Tecumseh statue unveiled on Walpole Island

Walpole Island First Nation celebrated the installation of a statue of Tecumseh on top of their Veterans’ monument, during a ceremony on Monday morning.

Dan Miskokomon, Chief of Bkejwanong First Nation, said the soldiers group on Walpole Island wanted to complete the monument with a Tecumseh statue over 80 years ago.

“It brings closure… our veterans are happy,” Miskokomon said. “My great grandfather was involved, my grandfather, my father. It was first the soldiers club, now the Heritage group has finalized it.
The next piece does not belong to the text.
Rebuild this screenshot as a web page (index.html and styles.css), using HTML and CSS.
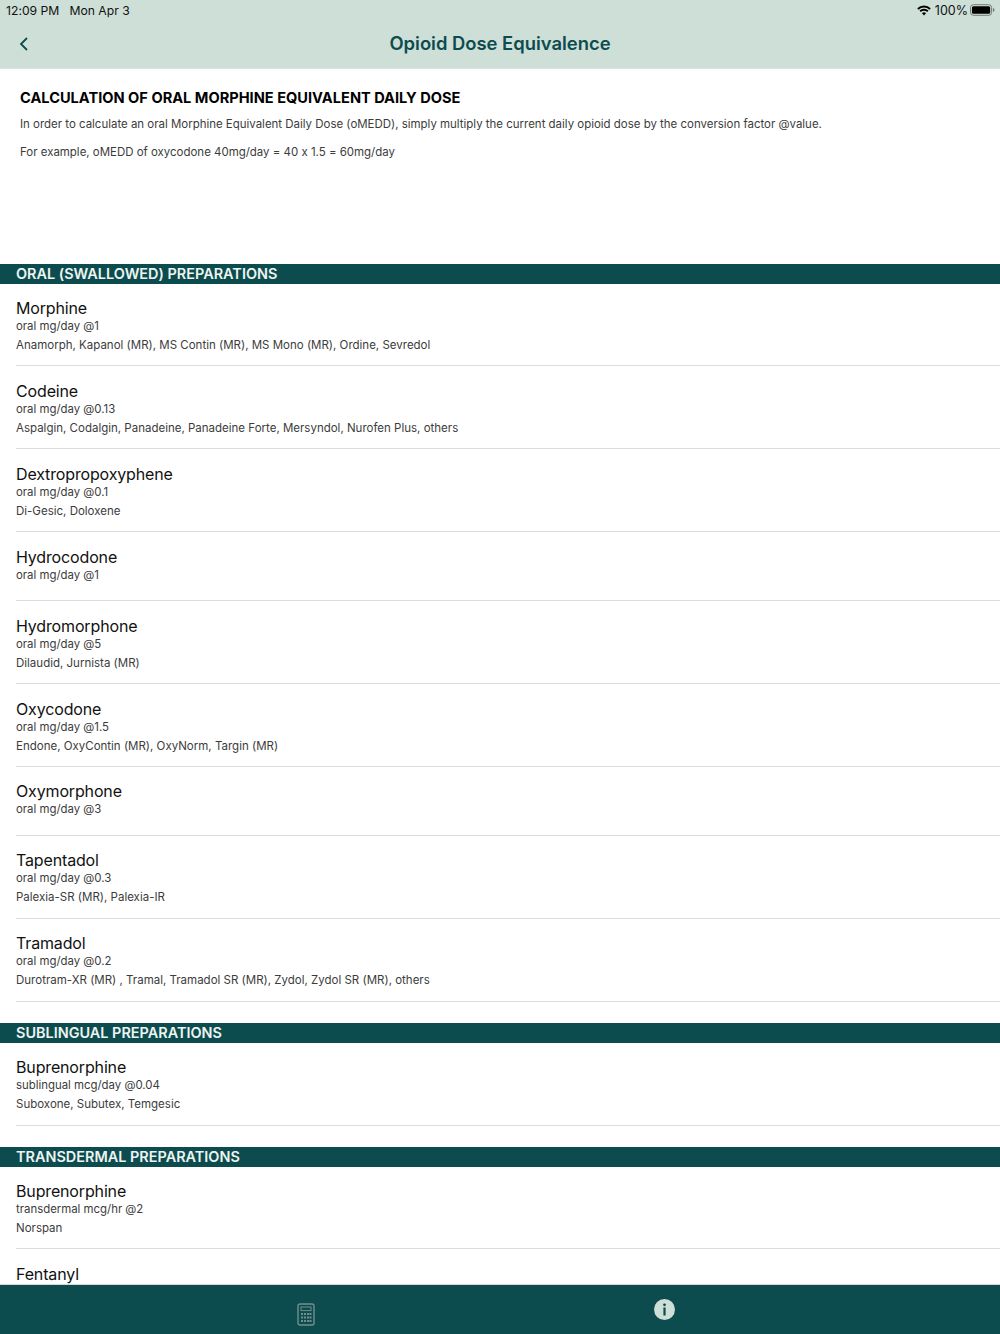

Veterans are smiling… it’s a celebration.”

Miskokomon added the ceremony and installation of the statue brings happiness and closure for the veterans.

“It was a long task that the veterans had,” he said.

Georgina Toulouse Bebamikawe, a First Nation sculptor from Wikwemikong Unceded Indian Reserve in northern Ontario was commissioned to design the Tecumseh statue.

Bebamikawe said she is glad the entire community can finally see the statue.

“It’s a lot of work and it’s a lot of stress off my shoulders now so that everybody is enjoying it,” she said.

“I’ts very exciting because I put my symbology up top of the statue. I have my motif design that I use. It’s on his pouch over there. Even if the plaque isn’t always there, but it’s up there and I can just pass that down to my children and grandchildren.”

Bebamikawe said she had a tight schedule to complete the project.

“Work like this takes a year or so,” she said, adding that she completed it in four months.

She said many members of her family were involved wth created the sculpture as well.

“My son is an artist too and he can do this kind of stuff,” she said. “When I went to Royal Ontario Museum that’s when I saw the tomahawk and we just blew up the picture and I brought the picture to my son. I said ‘this is
your responsibility. I want you to do this.’ So he did the tomahawk and than the spear he did that one too. My nieces, because I am trying to move ahead to the next portion of the sculpture, so I had my nieces do the smoothing out to make the nice effects in the end the leather.”

Bebamikawe said she is from Wikwemikong (First Nation) on Manitoulin Island. She also studied in Toronto at the Ontario College of Art and Design.

“So I studied mold making there and also a foundry course we had,” she said. “So a lot of the stuff I learned there. The process in doing a sculpture.”

She said she learned a lot from her late father, Victor Toulouse Bebamikawe.

“He’s passed now but when I did the work there was always a glow around me and things went smoothly which is very exciting,” she said.

Joyce Johnson, the director at the Walpole Island Heritage Centre, said part of her job is to ensure people know the story of Tecumseh and that his remains are in fact on Walpole Island.

“It just became more apparent in the last five years, people were wondering where he was,” she said. We want to “ensure that people do really know what we did for the Chief and why his remains are here and that he fought for all of us.”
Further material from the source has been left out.